25 апреля 1920 года польское наступление началось. Попытка окружить более слабую 12-ю советскую армию силами 2-й и 3-й польских армий не удалась, «красные» ушли на левый берег Днепра. Тем не менее 6 мая вечером первый патруль польских улан въехал на трамвае в оставленную большевиками украинскую столицу. 6-я польская армия преследовала 14-ю советскую в направлении Одессы. Таким образом, наступление польских войск протекало в расходящихся направлениях, что являлось тактической ошибкой.
8 мая 3-я армия генерала Эдварда Ридз-Смиглого (будущего главкома вооруженных сил Польши в войне с Германией в сентябре 1939-го) заняла весь Киев и плацдарм на левом берегу Днепра.

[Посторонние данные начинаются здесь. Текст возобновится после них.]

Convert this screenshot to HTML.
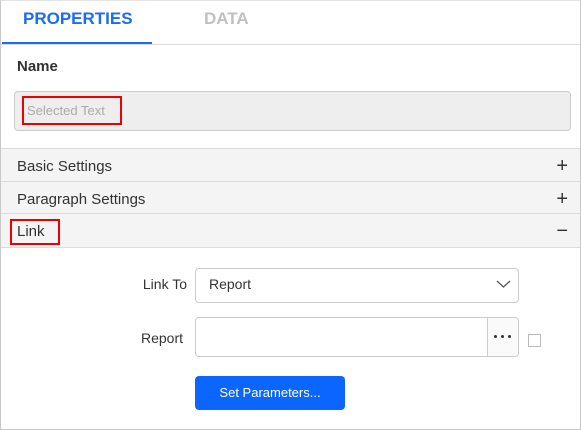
<!DOCTYPE html><html><head><style>
body{margin:0;width:581px;height:430px;overflow:hidden;background:#fff;font-family:"Liberation Sans",sans-serif;}
.a{position:absolute}
.frame{left:0;top:0;width:579px;height:428px;border:1px solid #c8c8c8;border-top-color:#e4e4e4}
.hdr{left:1px;width:579px;height:32px;background:#f4f4f4;border-top:1px solid #dcdcdc;font-size:15px;color:#333;line-height:32px}
.hdr span{position:absolute;left:16px;top:2px}
.hdr i{position:absolute;right:12px;top:1px;font-style:normal;font-size:20px;color:#333}
</style></head><body>
<div class="a frame"></div>
<div class="a" style="left:23px;top:9px;font-size:17px;font-weight:bold;color:#1a6cf0">PROPERTIES</div>
<div class="a" style="left:204px;top:9px;font-size:17px;font-weight:bold;color:#c0c0c0">DATA</div>
<div class="a" style="left:1px;top:44px;width:579px;height:1px;background:#ddd"></div>
<div class="a" style="left:2px;top:42px;width:150px;height:2px;background:#1a6cf0"></div>
<div class="a" style="left:17px;top:58px;font-size:15px;font-weight:bold;color:#333">Name</div>
<div class="a" style="left:14px;top:91px;width:555px;height:38px;background:#eee;border:1px solid #ccc;border-radius:4px"></div>
<div class="a" style="left:22px;top:96px;width:96px;height:25px;border:2px solid #e00"></div>
<div class="a" style="left:27px;top:103px;font-size:13px;color:#aaa">Selected Text</div>
<div class="a hdr" style="top:148px"><span>Basic Settings</span><i>+</i></div>
<div class="a hdr" style="top:181px"><span>Paragraph Settings</span><i>+</i></div>
<div class="a hdr" style="top:213px;height:33px;border-bottom:1px solid #dcdcdc"><span>Link</span><i>−</i></div>
<div class="a" style="left:10px;top:219px;width:46px;height:22px;border:2px solid #e00"></div>
<div class="a" style="left:120px;top:276px;width:67px;text-align:right;font-size:14px;color:#333">Link To</div>
<div class="a" style="left:195px;top:268px;width:322px;height:33px;border:1px solid #ccc;border-radius:4px"></div>
<div class="a" style="left:209px;top:276px;font-size:14px;color:#333">Report</div>
<svg class="a" style="left:496px;top:279px" width="15" height="10"><path d="M1 2 L7.5 8 L14 2" fill="none" stroke="#555" stroke-width="1.3"/></svg>
<div class="a" style="left:120px;top:330px;width:63px;text-align:right;font-size:14px;color:#333">Report</div>
<div class="a" style="left:195px;top:317px;width:322px;height:38px;border:1px solid #ccc;border-radius:4px;overflow:hidden"><div style="position:absolute;left:291px;top:0;width:31px;height:38px;background:#fafafa;border-left:1px solid #ccc"></div></div>
<div class="a" style="left:494px;top:335px;width:17px;height:4px;display:flex;justify-content:space-between"><b style="width:3px;height:3px;border-radius:50%;background:#333"></b><b style="width:3px;height:3px;border-radius:50%;background:#333"></b><b style="width:3px;height:3px;border-radius:50%;background:#333"></b></div>
<div class="a" style="left:528px;top:334px;width:11px;height:11px;border:1px solid #bbb"></div>
<div class="a" style="left:195px;top:376px;width:150px;height:34px;background:#0a66ff;border-radius:4px;color:#fff;font-size:13px;text-align:center;line-height:34px">Set Parameters...</div>
</body></html>
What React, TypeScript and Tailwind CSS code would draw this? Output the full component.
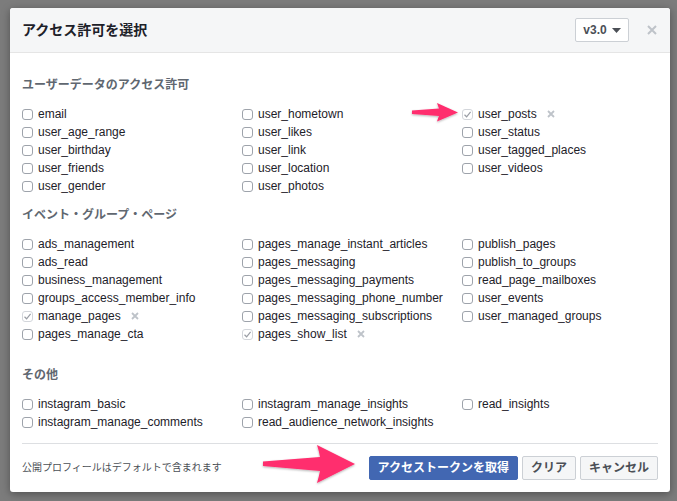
import React from "react";

type Item = { name: string; checked?: boolean };

const s1: Item[][] = [
  [{ name: "email" }, { name: "user_age_range" }, { name: "user_birthday" }, { name: "user_friends" }, { name: "user_gender" }],
  [{ name: "user_hometown" }, { name: "user_likes" }, { name: "user_link" }, { name: "user_location" }, { name: "user_photos" }],
  [{ name: "user_posts", checked: true }, { name: "user_status" }, { name: "user_tagged_places" }, { name: "user_videos" }],
];
const s2: Item[][] = [
  [{ name: "ads_management" }, { name: "ads_read" }, { name: "business_management" }, { name: "groups_access_member_info" }, { name: "manage_pages", checked: true }, { name: "pages_manage_cta" }],
  [{ name: "pages_manage_instant_articles" }, { name: "pages_messaging" }, { name: "pages_messaging_payments" }, { name: "pages_messaging_phone_number" }, { name: "pages_messaging_subscriptions" }, { name: "pages_show_list", checked: true }],
  [{ name: "publish_pages" }, { name: "publish_to_groups" }, { name: "read_page_mailboxes" }, { name: "user_events" }, { name: "user_managed_groups" }],
];
const s3: Item[][] = [
  [{ name: "instagram_basic" }, { name: "instagram_manage_comments" }],
  [{ name: "instagram_manage_insights" }, { name: "read_audience_network_insights" }],
  [{ name: "read_insights" }],
];

function Row({ item }: { item: Item }) {
  return (
    <div className="flex items-center h-[18px]">
      {item.checked ? (
        <div className="w-[11px] h-[11px] mr-[5px] rounded-[3px] border border-[#d3d6db] bg-white flex items-center justify-center">
          <svg width="9" height="9" viewBox="0 0 9 9">
            <path d="M1.5 4.8 L3.6 6.8 L7.6 1.8" fill="none" stroke="#9a9ea5" strokeWidth="1.2" />
          </svg>
        </div>
      ) : (
        <div className="w-[11px] h-[11px] mr-[5px] rounded-[3px] border border-[#9ea3ab] bg-white" />
      )}
      <span className="text-[12px] leading-[18px] text-[#1d2129]">{item.name}</span>
      {item.checked && (
        <svg className="ml-[10px]" width="8" height="8" viewBox="0 0 8 8">
          <path d="M1 1 L7 7 M7 1 L1 7" stroke="#bec3c9" strokeWidth="1.8" />
        </svg>
      )}
    </div>
  );
}

function Grid({ cols }: { cols: Item[][] }) {
  return (
    <div className="grid grid-cols-[220px_220px_1fr]">
      {cols.map((c, i) => (
        <div key={i} className="flex flex-col">
          {c.map((it) => (
            <Row key={it.name} item={it} />
          ))}
        </div>
      ))}
    </div>
  );
}

function Heading({ children }: { children: React.ReactNode }) {
  return <div className="text-[12px] leading-[16px] font-bold text-[#606770] mb-[12px]">{children}</div>;
}

export default function App() {
  return (
    <div
      className="relative w-[677px] h-[501px] bg-[#7c7c7c] pt-[8px] pl-[10px] overflow-hidden"
      style={{ fontFamily: "'Liberation Sans', 'Noto Sans CJK JP', sans-serif" }}
    >
      <div className="w-[660px] h-[484px] bg-white rounded-[3px] shadow-[0_2px_8px_rgba(0,0,0,0.35)] flex flex-col overflow-hidden">
        <div className="h-[45px] bg-[#f5f6f7] border-b border-[#e5e5e5] flex items-center justify-between pl-[12px] pr-[13px] shrink-0">
          <div className="text-[14px] font-bold text-[#1d2129]">アクセス許可を選択</div>
          <div className="flex items-center">
            <div className="h-[24px] w-[54px] border border-[#ccd0d5] rounded-[2px] bg-white flex items-center justify-center gap-[5px]">
              <span className="text-[12px] font-bold text-[#4b4f56]">v3.0</span>
              <svg width="9" height="5" viewBox="0 0 9 5">
                <path d="M0 0 L9 0 L4.5 5 Z" fill="#4b4f56" />
              </svg>
            </div>
            <svg className="ml-[18px]" width="10" height="10" viewBox="0 0 10 10">
              <path d="M1 1 L9 9 M9 1 L1 9" stroke="#bec3c9" strokeWidth="2" />
            </svg>
          </div>
        </div>
        <div className="px-[12px] pt-[24px] flex flex-col">
          <Heading>ユーザーデータのアクセス許可</Heading>
          <Grid cols={s1} />
          <div className="mt-[12px]" />
          <Heading>イベント・グループ・ページ</Heading>
          <Grid cols={s2} />
          <div className="mt-[24px]" />
          <Heading>その他</Heading>
          <Grid cols={s3} />
          <div className="mt-[12px] border-t border-[#dddfe2]" />
          <div className="h-[47px] flex items-center justify-between">
            <span className="text-[10px] text-[#4b4f56]">公開プロフィールはデフォルトで含まれます</span>
            <div className="flex items-center gap-[4px]">
              <div className="h-[24px] px-[8px] bg-[#4267b2] border border-[#4267b2] rounded-[2px] text-white text-[12px] font-bold flex items-center">
                アクセストークンを取得
              </div>
              <div className="h-[24px] px-[8px] bg-[#f5f6f7] border border-[#ccd0d5] rounded-[2px] text-[#4b4f56] text-[12px] font-bold flex items-center">
                クリア
              </div>
              <div className="h-[24px] px-[8px] bg-[#f5f6f7] border border-[#ccd0d5] rounded-[2px] text-[#4b4f56] text-[12px] font-bold flex items-center">
                キャンセル
              </div>
            </div>
          </div>
        </div>
      </div>
      <svg className="absolute left-0 top-0 pointer-events-none" width="677" height="501" viewBox="0 0 677 501">
        <defs>
          <filter id="sh" x="-20%" y="-20%" width="140%" height="160%">
            <feDropShadow dx="0" dy="1" stdDeviation="1" floodColor="#000" floodOpacity="0.3" />
          </filter>
        </defs>
        <path
          d="M412 110.5 L439 108.5 Q438 106 437 103 L458 112.5 L437 121.5 Q438 118 439 116 L412 114 Z"
          fill="#ff2d6e"
          filter="url(#sh)"
        />
        <path
          d="M263 461.5 L320 457 Q319 451 317 445 L355 464 L317 483 Q319 476 320 471 L263 466 Z"
          fill="#ff2d6e"
          filter="url(#sh)"
        />
      </svg>
    </div>
  );
}
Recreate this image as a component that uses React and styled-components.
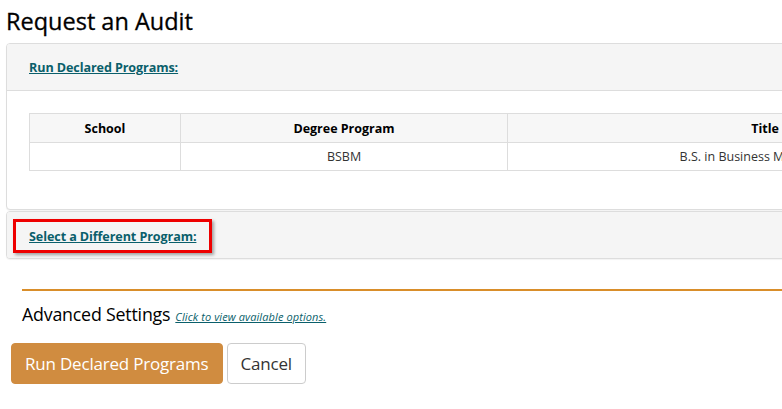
import React from 'react';
import styled, { createGlobalStyle } from 'styled-components';

const GlobalStyle = createGlobalStyle`
  html, body {
    margin: 0;
    padding: 0;
    background: #fff;
    overflow: hidden;
  }
  body {
    font-family: "Open Sans", "Noto Sans", sans-serif;
    color: #000;
  }
`;

const Page = styled.div`
  width: 782px;
  height: 409px;
  overflow: hidden;
  padding: 0 0 0 6px;
  box-sizing: border-box;
`;

const Title = styled.h1`
  margin: 0;
  padding-top: 6px;
  font-size: 23.5px;
  font-weight: 400;
  line-height: 30px;
  -webkit-text-stroke: 0.3px #000;
`;

const Panel = styled.div`
  margin-top: ${p => p.top || 0}px;
  width: 1100px;
  border: 1px solid #dddddd;
  border-radius: 4px;
  background: #fff;
  box-shadow: 0 1px 1px rgba(0, 0, 0, 0.05);
`;

const PanelHeader = styled.div`
  height: ${p => p.h}px;
  background: #f5f5f5;
  border-bottom: ${p => (p.last ? 'none' : '1px solid #dddddd')};
  border-radius: ${p => (p.last ? '3px' : '3px 3px 0 0')};
  display: flex;
  align-items: center;
  padding-left: ${p => p.pad || 22}px;
  box-sizing: border-box;
`;

const HeaderLink = styled.a`
  font-size: 12.6px;
  font-weight: 700;
  color: #0a5f6b;
  text-decoration: underline;
  letter-spacing: -0.1px;
  cursor: pointer;
`;

const Highlight = styled.div`
  border: 3px solid #ee0000;
  box-shadow: 2px 2px 3px rgba(0, 0, 0, 0.35);
  height: 34px;
  width: 199px;
  margin-top: 2px;
  box-sizing: border-box;
  display: flex;
  align-items: center;
  padding-left: 13px;
`;

const PanelBody = styled.div`
  padding: 22px 0 38px 22px;
`;

const Table = styled.table`
  width: 990px;
  border-collapse: collapse;
  table-layout: fixed;
  font-size: 12.5px;
`;

const Th = styled.th`
  width: ${p => p.w}px;
  height: 28px;
  padding: 0;
  background: #f7f7f7;
  border: 1px solid #dddddd;
  font-weight: 700;
  text-align: center;
  white-space: nowrap;
`;

const Td = styled.td`
  height: 27px;
  padding: 0;
  border: 1px solid #dddddd;
  text-align: center;
  color: #333;
  white-space: nowrap;
`;

const Advanced = styled.div`
  margin: 30px 0 0 16px;
`;

const Rule = styled.div`
  height: 2px;
  background: #d98e2a;
`;

const AdvRow = styled.div`
  display: flex;
  align-items: baseline;
  gap: 5px;
  margin-top: 11px;
`;

const AdvTitle = styled.span`
  font-size: 17.8px;
  letter-spacing: -0.2px;
`;

const AdvLink = styled.a`
  font-size: 11px;
  font-style: italic;
  color: #0a5f6b;
  text-decoration: underline;
  letter-spacing: 0.1px;
`;

const Buttons = styled.div`
  display: flex;
  gap: 4px;
  margin: 17px 0 0 5px;
`;

const Button = styled.button`
  height: 41px;
  padding: 0 ${p => p.px}px;
  border-radius: 4px;
  font-family: inherit;
  font-size: 17px;
  letter-spacing: -0.2px;
  border: 1px solid ${p => (p.primary ? '#d08c40' : '#cccccc')};
  background: ${p => (p.primary ? '#d08c40' : '#fff')};
  color: ${p => (p.primary ? '#fff' : '#333')};
  cursor: pointer;
`;

export default function App() {
  return (
    <>
      <GlobalStyle />
      <Page>
        <Title>Request an Audit</Title>
        <Panel top={7}>
          <PanelHeader h={47}>
            <HeaderLink>Run Declared Programs:</HeaderLink>
          </PanelHeader>
          <PanelBody>
            <Table>
              <thead>
                <tr>
                  <Th w={150}>School</Th>
                  <Th w={326}>Degree Program</Th>
                  <Th w={514}>Title</Th>
                </tr>
              </thead>
              <tbody>
                <tr>
                  <Td></Td>
                  <Td>BSBM</Td>
                  <Td>B.S. in Business Management</Td>
                </tr>
              </tbody>
            </Table>
          </PanelBody>
        </Panel>
        <Panel top={1}>
          <PanelHeader h={46} last pad={6}>
            <Highlight>
              <HeaderLink>Select a Different Program:</HeaderLink>
            </Highlight>
          </PanelHeader>
        </Panel>
        <Advanced>
          <Rule />
          <AdvRow>
            <AdvTitle>Advanced Settings</AdvTitle>
            <AdvLink>Click to view available options.</AdvLink>
          </AdvRow>
        </Advanced>
        <Buttons>
          <Button primary px={13}>Run Declared Programs</Button>
          <Button px={13}>Cancel</Button>
        </Buttons>
      </Page>
    </>
  );
}
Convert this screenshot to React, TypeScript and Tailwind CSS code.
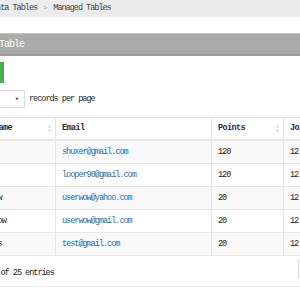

Через несколько дней на Крещатике состоялся парад союзных войск (польские части и Украинская армия Симона Петлюры).
«И только диссонансом доносились слова рапорта с северо-востока, из Белоруссии: «Реакция населения в районе боевых действий 2-й армии еще раз убедительно подтверждает, что почти единственной притягательной силой для него является большевизм.
В течение месяца оказалось, что и на Украине польские концепции не имеют шансов на успех. А ведь в свое время главное польское командование правильно оценивало ситуацию. Еще до похода на Киев утверждалось: «Если в настоящее время провести голосование среди населения, вероятнее всего, подавляющее большинство категорически выскажется за нахождение в составе России…
Так и случилось. Фактически Петлюре не удалось захватить власть на Украине. Была несколько увеличена армия, главным образом с опорой на старые кадры — новых добровольцев прибыло только около двух тысяч. Самое главное, украинское крестьянство не поддержало Петлюру. Оказалось, что Киевщина, которая не желала ни немцев, ни Деникина, ни польских помещиков, не хотела также и украинских националистов. Киевщина хотела земли и мира» [44, с. 257].